SOURCE: Houston Pilots Association

Houston Pilots Association

February 13, 2017 09:00 ET

US Coast Guard recognizes fearless actions of veteran Houston Pilots in preventing disaster on the Houston Ship Channel

HOUSTON, TX--(Marketwired - February 13, 2017) - Rear Admiral David R. Callahan for the USCG 8th District presented Meritorious Public Service Awards to two Houston Pilots -- Captains Michael McGee and Michael Phiilips -- for their bravery last September aboard the crippled and burning tanker AFRAMAX RIVER. The USCG ceremony highlighted the fifth annual meeting of the Lone Star Harbor Safety Committee, announced Captain Robert M. Shearon, presiding officer -- Houston Pilots.

Captain McGee and Captain Phillips were dispatched September 6 to the M/T AFRAMAX RIVER at Houston Fuel Oil Berth 3. Due to its large size, this massive tanker required two pilots. Capt. McGee was conning the vessel and undocking when the ship experienced an engine failure and struck two mooring dolphins located just off of the end of ITC Berths 7/8 at about 0010 hours.

As a result of the contact, a port fuel tank ruptured causing a spill of diesel fuel that ignited and burned. The pilots maintained their stations in the wheelhouse surrounded by a towering wall of burning fuel. Both sides of the vessel were engulfed with flames which covered the bridge wings. The surrounding water was also on fire.
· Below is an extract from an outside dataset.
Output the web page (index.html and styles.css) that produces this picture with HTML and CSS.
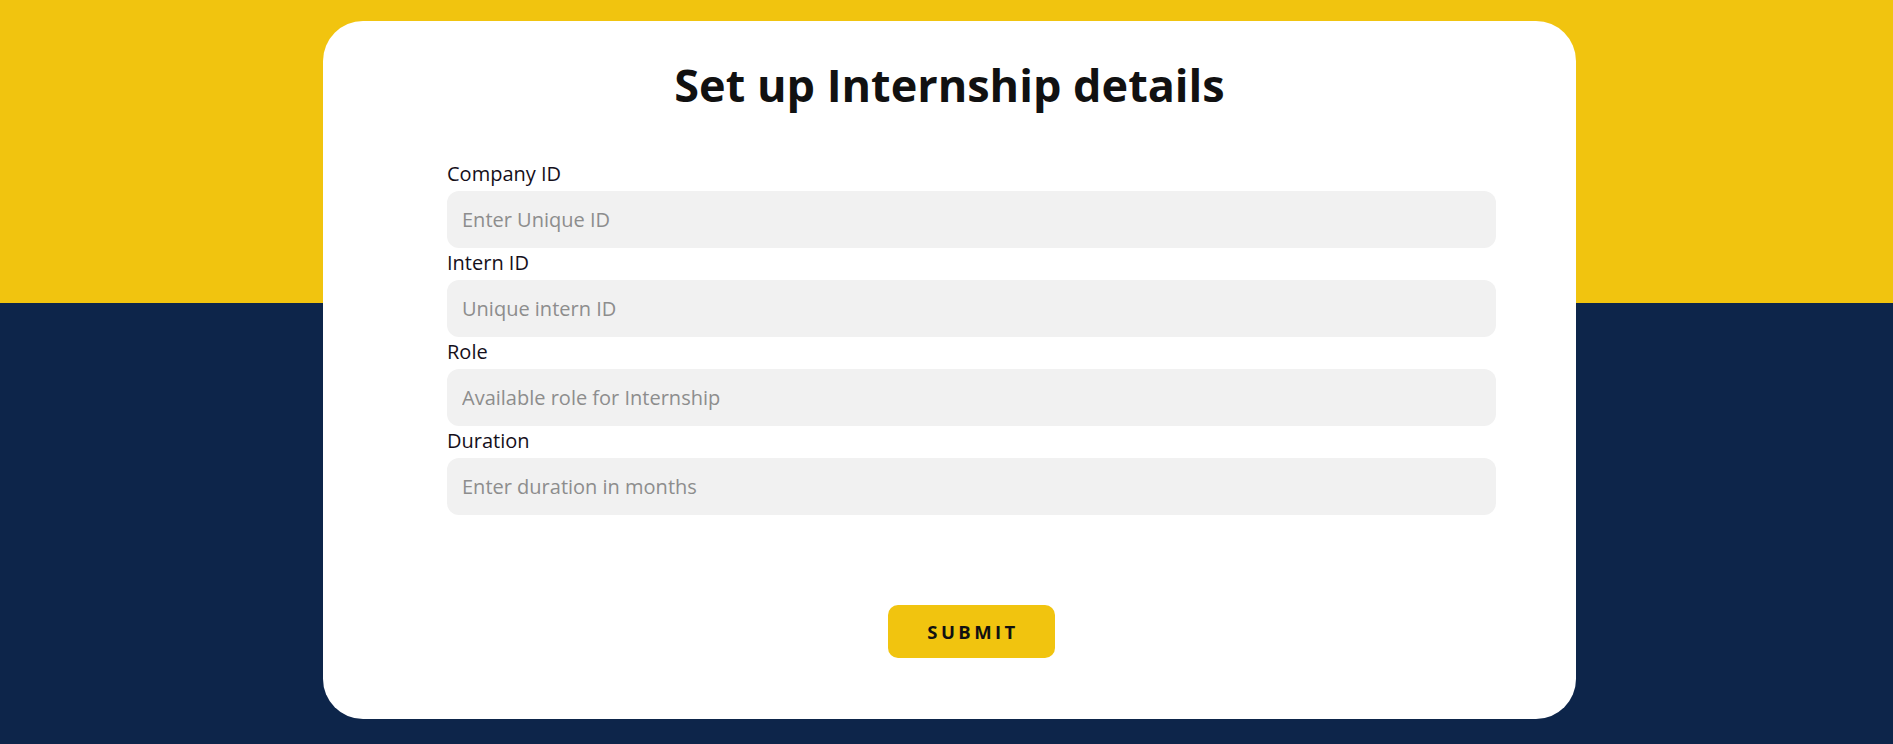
FILE: index.html
```html
<!DOCTYPE html>
<html lang="en">
<head>
<meta charset="utf-8">
<title>Set up Internship details</title>
<link rel="stylesheet" href="styles.css">
</head>
<body>
<main class="page">
  <section class="card">
    <h1 class="title">Set up Internship details</h1>
    <form class="form">
      <div class="field">
        <label class="label" for="cid">Company ID</label>
        <input class="input" id="cid" type="text" placeholder="Enter Unique ID">
      </div>
      <div class="field">
        <label class="label" for="iid">Intern ID</label>
        <input class="input" id="iid" type="text" placeholder="Unique intern ID">
      </div>
      <div class="field">
        <label class="label" for="role">Role</label>
        <input class="input" id="role" type="text" placeholder="Available role for Internship">
      </div>
      <div class="field">
        <label class="label" for="dur">Duration</label>
        <input class="input" id="dur" type="text" placeholder="Enter duration in months">
      </div>
      <div class="actions">
        <button class="submit" type="button">SUBMIT</button>
      </div>
    </form>
  </section>
</main>
</body>
</html>
```

FILE: styles.css
```css
* { box-sizing: border-box; }

html, body {
  margin: 0;
  padding: 0;
}

body {
  font-family: "Open Sans", "Noto Sans", sans-serif;
  background: linear-gradient(to bottom, #f1c40f 0, #f1c40f 303px, #0d254a 303px, #0d254a 100%);
  min-height: 744px;
  overflow: hidden;
}

.page {
  display: flex;
  justify-content: center;
  padding: 21px 0 0 6px;
}

.card {
  width: 1253px;
  height: 698px;
  background: #ffffff;
  border-radius: 40px;
  padding: 33px 0 0;
}

.title {
  margin: 0;
  text-align: center;
  font-size: 45px;
  font-weight: 700;
  line-height: 61px;
  color: #111111;
}

.form {
  margin: 44px 80px 0 124px;
  display: flex;
  flex-direction: column;
}

.field {
  display: flex;
  flex-direction: column;
}

.label {
  font-size: 20px;
  line-height: 30px;
  margin-bottom: 2px;
  color: #150f1a;
}

.input {
  height: 57px;
  border: none;
  outline: none;
  border-radius: 12px;
  background: #f1f1f1;
  padding: 0 15px;
  font-family: inherit;
  font-size: 20px;
  color: #222;
}

.input::placeholder {
  color: #8d8d8d;
}

.actions {
  display: flex;
  justify-content: center;
  margin-top: 90px;
}

.submit {
  width: 167px;
  height: 53px;
  border: none;
  border-radius: 10px;
  background: #f1c40f;
  font-family: inherit;
  font-size: 18.5px;
  font-weight: 700;
  letter-spacing: 3.4px;
  padding: 0 0 0 3px;
  color: #111111;
}
```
Captain McGee was able to maneuver the stricken vessel away from surrounding ships and hove to in the middle of the channel to prevent the flames from spreading to the numerous tank vessels moored on both sides of the channel. Simultaneously, Capt. Phillips handled communications with the Coast Guard and coordinated firefighting efforts with the tugs and fireboats via radio. The blaze continued for more than one hour. The tugs heroically stayed with the vessel fighting the fire and helping maintain its position.

One pilot discovered that his face and hair were singed. The other pilot broke out and charged a firehose and extinguished a fire on the port bridge wing. With disaster seemingly imminent, Phillips turned to McGee and warned, "We are going to die." The blaze would continue for approximately 90 minutes.

There was property damage to the M/T AFRAMAX RIVER, and the resulting fire may have also caused property damage to the assisting harbor tugs. Once the fire was extinguished, Capt. McGee brought the vessel safety to the Cemex dock as directed by the Coast Guard.

Captain McGee has been a Houston Pilot for 18 years and Captain Phillips for 24 years. Houston Pilots are state licensed pilots appointed by the Governor to guide ships safely in and out of our port.

The ten members of the Houston Pilot Board of Investigations and Recommendations Commissioners listened to nearly two hours of testimony at its December 2016 hearing and unanimously voted to absolve McGee and Phillips of any blame and responsibility. Furthermore, the PBIRC highly praised the heroic actions of both Houston Pilots and recommended that the USCG strongly consider bestowing its highest honors to them for saving lives and preventing a disaster.

"Captains McGee and Phillips exemplify the calibre of dedicated mariners that make up the membership of the Houston Pilots," said Captain Robert M. Shearon, presiding officer of the Houston Pilots, "We are very proud of them. All Texans can take pride in our commitment to ensuring safety on the Houston Ship Channel."

The USCG Commandant also presented Meritorious Public Service Awards for bravery to other mariners who provided valuable help to the Houston Pilots in preventing disaster -- G&H Towing Captains Douglas Scott and William Curry, and Port of Houston Fire Boat Assistant Chief Glenn Hood and Senior Captain Kirk Beverung.

About the Houston Pilots

The mission of the Houston Pilots sounds relatively simple: Bring the ships in and take the ships out. However, theirs is a highly complex task -- part art and part science -- undertaken in the tricky waters of the largest landlocked port in America. The Houston Pilots skillfully perform their job 24/7, rain or shine, with a commitment to safety first. Given an expanding global economy, larger ships, and worldwide threats of violence, the Houston pilots' role has become more essential than ever.